---- PROVIDED MATERIAL
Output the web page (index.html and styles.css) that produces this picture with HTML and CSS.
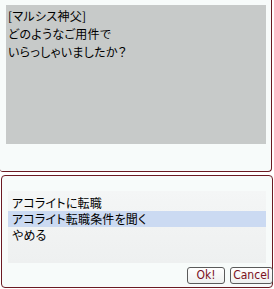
FILE: index.html
```html
<!DOCTYPE html>
<html lang="ja">
<head>
    <meta charset="UTF-8">
    <title>NPC Dialog</title>
    <link rel="stylesheet" href="styles.css">
</head>
<body>
    <div class="talk">
        <div class="message">
            <p>[マルシス神父]</p>
            <p>どのようなご用件で</p>
            <p>いらっしゃいましたか？</p>
        </div>
    </div>

    <div class="menu">
        <ul class="choices">
            <li>アコライトに転職</li>
            <li class="selected">アコライト転職条件を聞く</li>
            <li>やめる</li>
        </ul>
        <div class="buttons">
            <button type="button" class="btn btn-ok">Ok!</button>
            <button type="button" class="btn btn-cancel">Cancel</button>
        </div>
    </div>
</body>
</html>
```

FILE: styles.css
```css
html, body {
    margin: 0;
    padding: 0;
}
body {
    width: 274px;
    height: 289px;
    background: #ffffff;
    font-family: "Noto Sans CJK JP", "Noto Sans", sans-serif;
    font-size: 12px;
    font-feature-settings: "palt";
    color: #000;
    overflow: hidden;
}
.talk {
    box-sizing: border-box;
    width: 272px;
    height: 172px;
    padding: 5px 0 0 6px;
    background: #f7fbfa;
    border-right: 1px solid #6b1a22;
    border-bottom: 1px solid #6b1a22;
    border-radius: 0 0 4px 3px;
}
.message {
    width: 260px;
    height: 139px;
    box-sizing: border-box;
    padding: 2px 0 0 2px;
    background: #c7cac9;
}
.message p {
    margin: 0;
    line-height: 18px;
    letter-spacing: 0.3px;
}
.menu {
    box-sizing: border-box;
    width: 272px;
    height: 113px;
    margin: 3px 0 0 1px;
    padding: 15px 0 0 6px;
    background: #f7fbfa;
    border: 1px solid #6b1a22;
    border-radius: 4px;
}
.choices {
    list-style: none;
    margin: 0;
    padding: 4px 0 20px 0;
    width: 258px;
    background: linear-gradient(#f4f6f6, #eef0f0);
}
.choices li {
    height: 16px;
    line-height: 16px;
    padding-left: 4px;
    letter-spacing: 0.2px;
}
.choices li.selected {
    background: #cbdaf2;
}
.buttons {
    display: flex;
    justify-content: flex-end;
    gap: 5px;
    margin-top: 4px;
    margin-right: -1px;
}
.btn {
    box-sizing: border-box;
    height: 17px;
    padding: 0;
    border: 1px solid #5a5a5a;
    border-radius: 3px;
    background: linear-gradient(#ffffff, #eef0ef);
    color: #7a1020;
    font-family: "DejaVu Sans Condensed", "DejaVu Sans Mono", monospace;
    font-size: 12px;
    line-height: 15px;
    font-feature-settings: normal;
}
.btn-ok {
    width: 38px;
}
.btn-cancel {
    width: 43px;
}
```
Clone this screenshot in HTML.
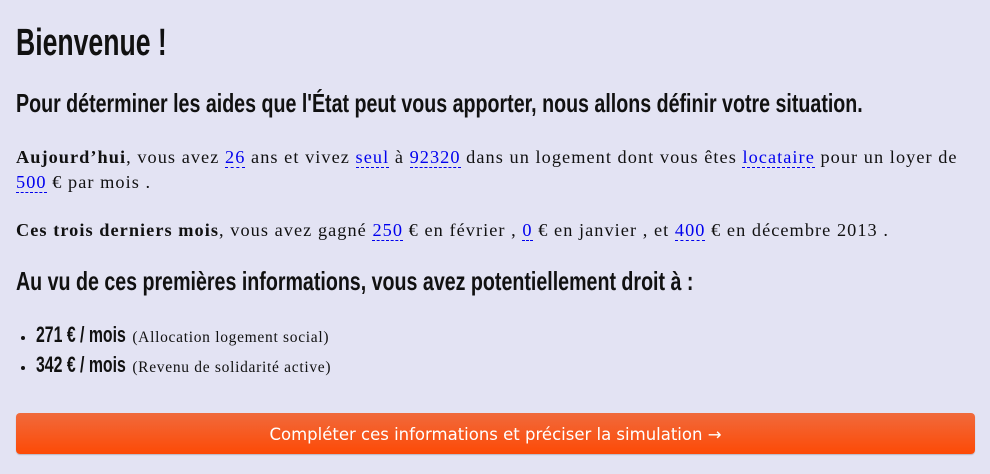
<!DOCTYPE html>
<html><head><meta charset="utf-8"><style>
body{margin:0;background:#e3e3f3;width:990px;height:474px;overflow:hidden;font-family:"Liberation Serif",serif;color:#111;}
h1,h2,.amt{font-family:"Liberation Sans",sans-serif;font-weight:bold;color:#111;transform-origin:0 50%;}
h1{font-size:38px;margin:0;position:absolute;top:22px;left:16px;transform:scaleX(0.70);white-space:nowrap}
h2{font-size:26px;margin:0;position:absolute;left:16px;white-space:nowrap;transform:scaleX(0.755)}
p{position:absolute;left:16px;margin:0;font-size:18.3px;letter-spacing:1.05px;line-height:25px;width:965px}
a{color:#0000ee;text-decoration:none;border-bottom:1px dashed #0000ee}
ul{position:absolute;left:0;top:321px;margin:0;padding-left:36px;font-size:15.5px;letter-spacing:0.7px;line-height:27px}
.amt{font-size:22px;display:inline-block;transform:scaleX(0.72);letter-spacing:0;margin-right:-33px}
.btn{position:absolute;left:16px;top:413px;width:959px;height:41px;border-radius:4px;background:linear-gradient(#f06a3c,#fd4a06);color:#fff;font-family:"DejaVu Sans",sans-serif;font-size:16.5px;text-align:center;line-height:44px;box-shadow:0 1px 1px rgba(0,0,0,.2)}
</style></head><body>
<h1>Bienvenue !</h1>
<h2 style="top:88px">Pour déterminer les aides que l'État peut vous apporter, nous allons définir votre situation.</h2>
<p style="top:145px"><b>Aujourd’hui</b>, vous avez <a>26</a> ans et vivez <a>seul</a> à <a>92320</a> dans un logement dont vous êtes <a>locataire</a> pour un loyer de <a>500</a> € par mois .</p>
<p style="top:218px"><b>Ces trois derniers mois</b>, vous avez gagné <a>250</a> € en février , <a>0</a> € en janvier , et <a>400</a> € en décembre 2013 .</p>
<h2 style="top:266px">Au vu de ces premières informations, vous avez potentiellement droit à :</h2>
<ul><li><span class="amt">271 € / mois</span> (Allocation logement social)</li><li><span class="amt">342 € / mois</span> (Revenu de solidarité active)</li></ul>
<div class="btn">Compléter ces informations et préciser la simulation →</div>
</body></html>
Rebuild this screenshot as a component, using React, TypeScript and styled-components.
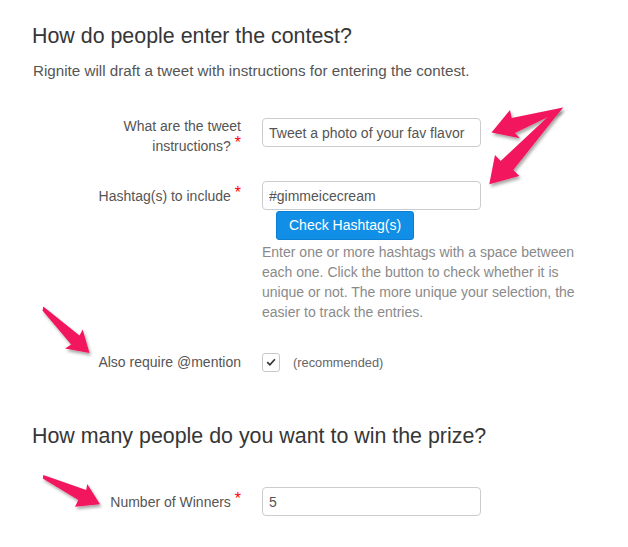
import React from "react";
import styled, { createGlobalStyle } from "styled-components";

const Global = createGlobalStyle`
  html, body { margin: 0; padding: 0; background: #ffffff; }
  body { font-family: "Liberation Sans", Arial, Helvetica, sans-serif; }
  * { box-sizing: border-box; }
`;

const Page = styled.div`
  position: relative;
  width: 628px;
  height: 547px;
  overflow: hidden;
  padding: 24px 0 0 32px;
  background: #ffffff;
`;

const Heading = styled.h2<{ $mt?: number }>`
  margin: ${(p) => p.$mt ?? 0}px 0 0 0;
  font-size: 21.4px;
  line-height: 24px;
  font-weight: 400;
  color: #363636;
`;

const Lead = styled.p`
  margin: 13px 0 0 1px;
  font-size: 15.2px;
  line-height: 20px;
  color: #555555;
`;

const Row = styled.div<{ $mt: number; $align: "center" | "start" }>`
  display: grid;
  grid-template-columns: 209px 219px;
  column-gap: 21px;
  align-items: ${(p) => p.$align};
  margin-top: ${(p) => p.$mt}px;
`;

const Label = styled.label<{ $pt?: number }>`
  justify-self: end;
  max-width: 150px;
  text-align: right;
  font-size: 14px;
  line-height: 20px;
  color: #555555;
  padding-top: ${(p) => p.$pt ?? 0}px;
`;

const Req = styled.span`
  position: relative;
  top: -3px;
  font-size: 16px;
  line-height: 0;
  color: #ff0000;
`;

const Field = styled.div<{ $pt?: number }>`
  display: flex;
  flex-direction: column;
  align-items: flex-start;
  padding-top: ${(p) => p.$pt ?? 0}px;
`;

const TextInput = styled.input`
  width: 219px;
  height: 29px;
  margin: 0;
  padding: 0 6px;
  border: 1px solid #cccccc;
  border-radius: 4px;
  background: #ffffff;
  font-family: "Liberation Sans", Arial, Helvetica, sans-serif;
  font-size: 14px;
  color: #555555;
  outline: none;
`;

const BlueButton = styled.button`
  margin: 1px 0 0 14px;
  height: 29px;
  padding: 0 12px;
  border: 1px solid #0b7fd4;
  border-radius: 3px;
  background: #118fe6;
  color: #ffffff;
  font-family: "Liberation Sans", Arial, Helvetica, sans-serif;
  font-size: 14px;
  line-height: 27px;
  cursor: pointer;
`;

const Help = styled.p`
  margin: 2px 0 0 0;
  width: 330px;
  font-size: 14px;
  line-height: 20px;
  color: #8a8a8a;
`;

const CheckLine = styled.div`
  display: flex;
  align-items: center;
  gap: 13px;
`;

const CheckBox = styled.span`
  display: inline-flex;
  align-items: center;
  justify-content: center;
  width: 18px;
  height: 19px;
  border: 1px solid #c8c8c8;
  border-radius: 3px;
  background: #ffffff;
`;

const Note = styled.span`
  font-size: 12.8px;
  color: #666666;
`;

const Overlay = styled.svg`
  position: absolute;
  left: 0;
  top: 0;
  width: 628px;
  height: 547px;
  pointer-events: none;
`;

const arrows = [
  "563,107.5 511.7,118 510,110 491.5,132.5 520,138.3 515,133 559.5,111.5",
  "563,107.5 513.3,170 519.3,176 489.3,184.3 495,155 500.7,161 553.5,111.5",
  "43.3,306.5 79.5,335.5 82.7,329.5 89.5,353 65,348.5 71.2,344.5 42.5,310.5",
  "43.3,475 86.2,490 87.3,484 100,504.3 75,506.7 78.3,500 42.8,478.6",
];

export default function App() {
  return (
    <Page>
      <Global />
      <Heading>How do people enter the contest?</Heading>
      <Lead>Rignite will draft a tweet with instructions for entering the contest.</Lead>

      <Row $mt={35} $align="start">
        <Label>
          What are the tweet instructions? <Req>*</Req>
        </Label>
        <Field $pt={2}>
          <TextInput readOnly value="Tweet a photo of your fav flavor" />
        </Field>
      </Row>

      <Row $mt={25} $align="start">
        <Label $pt={5}>
          Hashtag(s) to include <Req>*</Req>
        </Label>
        <Field>
          <TextInput readOnly value="#gimmeicecream" />
          <BlueButton type="button">Check Hashtag(s)</BlueButton>
          <Help>
            Enter one or more hashtags with a space between each one. Click the button to
            check whether it is unique or not. The more unique your selection, the easier to
            track the entries.
          </Help>
        </Field>
      </Row>

      <Row $mt={30} $align="center">
        <Label>Also require @mention</Label>
        <CheckLine>
          <CheckBox>
            <svg width="10" height="8" viewBox="0 0 10 8">
              <path d="M1.2 4.2 L3.9 6.8 L8.9 1.3" fill="none" stroke="#333333" strokeWidth="1.7" />
            </svg>
          </CheckBox>
          <Note>(recommended)</Note>
        </CheckLine>
      </Row>

      <Heading $mt={52}>How many people do you want to win the prize?</Heading>

      <Row $mt={39} $align="center">
        <Label>
          Number of Winners <Req>*</Req>
        </Label>
        <Field>
          <TextInput readOnly value="5" />
        </Field>
      </Row>

      <Overlay viewBox="0 0 628 547">
        <defs>
          <filter id="shadow" x="-20%" y="-20%" width="140%" height="140%">
            <feDropShadow dx="1.5" dy="2.5" stdDeviation="1.6" floodColor="#000000" floodOpacity="0.35" />
          </filter>
        </defs>
        {arrows.map((pts, i) => (
          <polygon key={i} points={pts} fill="#f2155e" filter="url(#shadow)" strokeLinejoin="round" />
        ))}
      </Overlay>
    </Page>
  );
}
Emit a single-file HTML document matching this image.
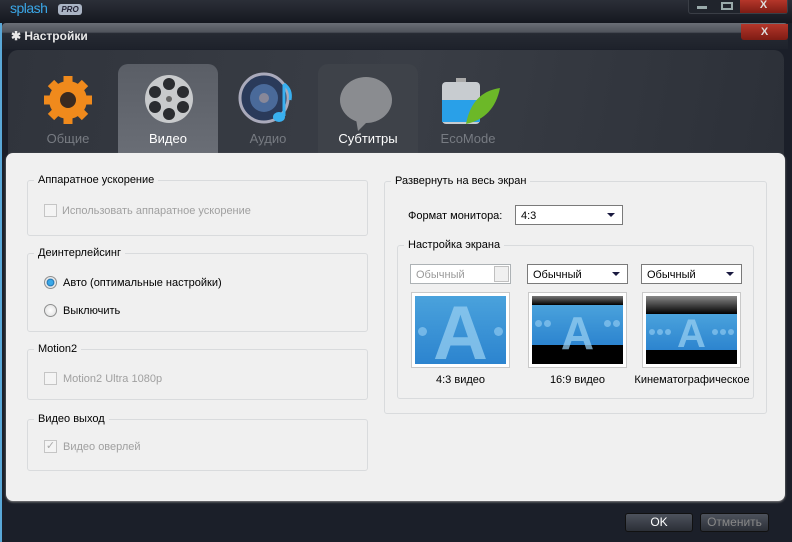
<!DOCTYPE html>
<html><head><meta charset="utf-8">
<style>
*{margin:0;padding:0;box-sizing:border-box}
body{width:792px;height:542px;overflow:hidden;background:#1b1f29;font-family:"Liberation Sans",sans-serif;font-size:11px;position:relative}
.abs{position:absolute}
.grp{position:absolute;border:1px solid #d9dbdd;border-radius:3px}
.grp>.t{position:absolute;top:-7px;left:6px;background:#f0f0f0;padding:0 4px;color:#000;font-size:11px}
.dis{color:#a0a0a0}
.cb{position:absolute;width:13px;height:13px;border:1px solid #c5c5c5;background:#f4f4f4}
.rb{position:absolute;width:13px;height:13px;border-radius:50%;border:1px solid #8e8f8f;background:radial-gradient(#fff,#ddd)}
.sel{position:absolute;height:20px;border:1px solid #7a7a7a;background:#fff;font-size:11px;padding:4px 5px 2px;color:#000}
.sel:after{content:"";position:absolute;right:7px;top:7px;border-left:4px solid transparent;border-right:4px solid transparent;border-top:4px solid #1a1a40}
.prev{position:absolute;width:99px;height:76px;border:1px solid #c9c9c9;background:#fff;padding:3px}
.pi{width:100%;height:100%;position:relative;overflow:hidden;background:linear-gradient(#4aa2dc,#2c84cf)}
.A{position:absolute;left:0;right:0;text-align:center;color:rgba(150,205,240,.75);font-weight:bold;font-family:"Liberation Sans",sans-serif}
.dots{position:absolute;left:0;right:0;display:flex;justify-content:space-between;padding:0 3px}
.dots i{display:block;border-radius:50%;background:rgba(140,200,240,.7)}
.cap{position:absolute;font-size:11px;color:#000;text-align:center}
.tab{position:absolute;top:64px;width:100px;height:92px;border-radius:10px 10px 0 0}
.tl{position:absolute;top:131px;font-size:13px;width:100px;text-align:center}
.btn{position:absolute;top:513px;height:19px;border:1px solid #111;border-radius:3px;background:linear-gradient(#4d525c,#2b2f37);text-align:center;font-size:12px;line-height:17px}
</style></head><body>
<div class="abs" style="left:0;top:0;width:792px;height:24px;background:linear-gradient(#2b2f38,#14171e)"></div>
<div class="abs" style="left:10px;top:0;color:#3aa6e6;font-size:14px;letter-spacing:-0.5px">splash</div>
<div class="abs" style="left:58px;top:4px;width:24px;height:11px;background:#aab4c4;border-radius:3px;color:#223;font-size:8px;font-weight:bold;font-style:italic;text-align:center;line-height:11px">PRO</div>
<div class="abs" style="left:688px;top:0;width:100px;height:14px;border:1px solid #3a3e46;border-top:none;border-radius:0 0 3px 3px;background:#20242c"></div>
<div class="abs" style="left:697px;top:6px;width:10px;height:3px;background:#9aa"></div>
<div class="abs" style="left:721px;top:2px;width:12px;height:8px;border:2px solid #9aa"></div>
<div class="abs" style="left:740px;top:0;width:47px;height:13px;background:linear-gradient(#b5362a,#7e1c14);color:#ddd;text-align:center;font-size:11px;font-weight:bold;line-height:11px">X</div>
<div class="abs" style="left:0;top:23px;width:792px;height:519px;background:#1b1f29;border-left:2px solid #5aa8d8"></div>
<div class="abs" style="left:2px;top:23px;width:786px;height:26px;background:linear-gradient(#6a6e76 0%,#50545c 35%,#262a33 40%,#1e222b 100%);border-radius:4px 4px 0 0"></div>
<div class="abs" style="left:11px;top:29px;color:#e8e8e8;font-weight:bold;font-size:12px">✱ Настройки</div>
<div class="abs" style="left:741px;top:24px;width:47px;height:16px;background:linear-gradient(#b5362a,#7e1c14);color:#ddd;text-align:center;font-size:11px;font-weight:bold;line-height:16px;border-radius:0 0 3px 3px">X</div>
<div class="abs" style="left:8px;top:50px;width:776px;height:110px;border-radius:10px 10px 0 0;background:linear-gradient(100deg,#30343c,#3a3e46 50%,#2c3038)"></div>
<div class="tab" style="left:118px;background:linear-gradient(#5a5e66,#6a6e76)"></div>
<div class="tab" style="left:318px;background:#3e4249"></div>
<svg class="abs" style="left:40px;top:72px" width="56" height="56" viewBox="0 0 56 56"><g fill="#f08a1c"><circle cx="28" cy="28" r="19"/><g stroke="#f08a1c" stroke-width="9"><line x1="28" y1="4" x2="28" y2="52"/><line x1="4" y1="28" x2="52" y2="28"/><line x1="11" y1="11" x2="45" y2="45"/><line x1="45" y1="11" x2="11" y2="45"/></g></g><circle cx="28" cy="28" r="8" fill="#3a2a20"/></svg>
<svg class="abs" style="left:143px;top:73px" width="52" height="52" viewBox="0 0 52 52"><circle cx="26" cy="26" r="24" fill="#c8cacc"/><g fill="#2a2c30"><circle cx="26" cy="11" r="6"/><circle cx="26" cy="41" r="6"/><circle cx="12" cy="19" r="6"/><circle cx="40" cy="19" r="6"/><circle cx="12" cy="34" r="6"/><circle cx="40" cy="34" r="6"/></g><circle cx="26" cy="26" r="3" fill="#666"/></svg>
<svg class="abs" style="left:238px;top:72px" width="60" height="56" viewBox="0 0 60 56"><circle cx="26" cy="26" r="24" fill="#2a3a5a" stroke="#aab" stroke-width="3"/><circle cx="26" cy="26" r="14" fill="#4a6a9a"/><circle cx="26" cy="26" r="5" fill="#889"/><path d="M46 12 L46 44" stroke="#39b0f0" stroke-width="3"/><ellipse cx="41" cy="45" rx="6" ry="5" fill="#39b0f0"/><path d="M46 12 Q54 18 52 28" stroke="#39b0f0" stroke-width="3" fill="none"/></svg>
<svg class="abs" style="left:338px;top:75px" width="58" height="56" viewBox="0 0 58 56"><ellipse cx="28" cy="25" rx="26" ry="23" fill="#8a8c90"/><path d="M18 44 L20 56 L30 46Z" fill="#8a8c90"/></svg>
<svg class="abs" style="left:436px;top:78px" width="66" height="48" viewBox="0 0 66 48"><rect x="20" y="0" width="10" height="5" fill="#aaa"/><rect x="6" y="4" width="38" height="42" rx="4" fill="#c8ccd0"/><rect x="6" y="22" width="38" height="22" fill="#29a0e8"/><path d="M30 46 Q36 14 64 10 Q58 40 30 46Z" fill="#6cb828"/></svg>
<div class="tl" style="left:18px;color:#777b82">Общие</div>
<div class="tl" style="left:118px;color:#fff">Видео</div>
<div class="tl" style="left:218px;color:#777b82">Аудио</div>
<div class="tl" style="left:318px;color:#fff">Субтитры</div>
<div class="tl" style="left:418px;color:#777b82">EcoMode</div>
<div class="abs" style="left:6px;top:153px;width:779px;height:348px;background:#f0f0f0;border-radius:7px;box-shadow:0 1px 2px #888"></div>
<div class="grp" style="left:27px;top:180px;width:341px;height:56px"><div class="t">Аппаратное ускорение</div></div>
<div class="cb" style="left:44px;top:204px"></div><div class="abs dis" style="left:62px;top:205px">Использовать аппаратное ускорение</div>
<div class="grp" style="left:27px;top:253px;width:341px;height:79px"><div class="t">Деинтерлейсинг</div></div>
<div class="rb" style="left:44px;top:276px;background:radial-gradient(#3aa8e8 30%,#1d6fae 45%,#e8e8e8 55%)"></div><div class="abs" style="left:63px;top:277px">Авто (оптимальные настройки)</div>
<div class="rb" style="left:44px;top:304px"></div><div class="abs" style="left:63px;top:305px">Выключить</div>
<div class="grp" style="left:27px;top:349px;width:341px;height:51px"><div class="t">Motion2</div></div>
<div class="cb" style="left:44px;top:372px"></div><div class="abs dis" style="left:63px;top:373px">Motion2 Ultra 1080p</div>
<div class="grp" style="left:27px;top:419px;width:341px;height:52px"><div class="t">Видео выход</div></div>
<div class="cb" style="left:44px;top:440px;color:#aaa;font-size:11px;line-height:11px;text-align:center">✓</div><div class="abs dis" style="left:63px;top:441px">Видео оверлей</div>
<div class="grp" style="left:384px;top:181px;width:383px;height:233px"><div class="t">Развернуть на весь экран</div></div>
<div class="abs" style="left:408px;top:210px">Формат монитора:</div>
<div class="sel" style="left:515px;top:205px;width:108px">4:3</div>
<div class="grp" style="left:397px;top:245px;width:357px;height:154px"><div class="t">Настройка экрана</div></div>
<div class="sel" style="left:410px;top:264px;width:101px;border-color:#adb2b5;color:#9a9a9a">Обычный</div>
<div class="abs" style="left:494px;top:266px;width:15px;height:16px;border:1px solid #c0c0c0;background:#f0f0f0"></div>
<div class="sel" style="left:527px;top:264px;width:101px">Обычный</div>
<div class="sel" style="left:641px;top:264px;width:101px">Обычный</div>
<div class="prev" style="left:411px;top:292px"><div class="pi"><div class="dots" style="top:31px"><i style="width:9px;height:9px"></i><i style="width:9px;height:9px"></i></div><div class="A" style="top:-6px;font-size:76px">A</div></div></div>
<div class="prev" style="left:528px;top:292px"><div class="pi" style="background:#000"><div class="abs" style="left:0;right:0;top:9px;height:40px;background:linear-gradient(#4aa2dc,#2c84cf)"></div><div class="abs" style="left:0;right:0;top:0;height:9px;background:linear-gradient(#777,#000)"></div><div class="dots" style="top:24px"><span style="display:flex;gap:2px"><i style="width:7px;height:7px"></i><i style="width:7px;height:7px"></i></span><span style="display:flex;gap:2px"><i style="width:7px;height:7px"></i><i style="width:7px;height:7px"></i></span></div><div class="A" style="top:10px;font-size:46px">A</div></div></div>
<div class="prev" style="left:642px;top:292px"><div class="pi" style="background:#000"><div class="abs" style="left:0;right:0;top:18px;height:36px;background:linear-gradient(#4aa2dc,#2c84cf)"></div><div class="abs" style="left:0;right:0;top:0;height:18px;background:linear-gradient(#888,#000)"></div><div class="dots" style="top:33px"><span style="display:flex;gap:2px"><i style="width:6px;height:6px"></i><i style="width:6px;height:6px"></i><i style="width:6px;height:6px"></i></span><span style="display:flex;gap:2px"><i style="width:6px;height:6px"></i><i style="width:6px;height:6px"></i><i style="width:6px;height:6px"></i></span></div><div class="A" style="top:16px;font-size:40px">A</div></div></div>
<div class="cap" style="left:411px;top:374px;width:99px">4:3 видео</div>
<div class="cap" style="left:528px;top:374px;width:99px">16:9 видео</div>
<div class="cap" style="left:628px;top:374px;width:128px">Кинематографическое</div>
<div class="btn" style="left:625px;width:68px;color:#fff">OK</div>
<div class="btn" style="left:700px;width:69px;color:#888">Отменить</div>
</body></html>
--------
WHAT TO PRODUCE:
Pull out each line of the records holding the string "with".

THE RESPONSE:
Output the web page (index.html and styles.css) that produces this picture with HTML and CSS.
      <Lead>Rignite will draft a tweet with instructions for entering the contest.</Lead>
            Enter one or more hashtags with a space between each one. Click the button to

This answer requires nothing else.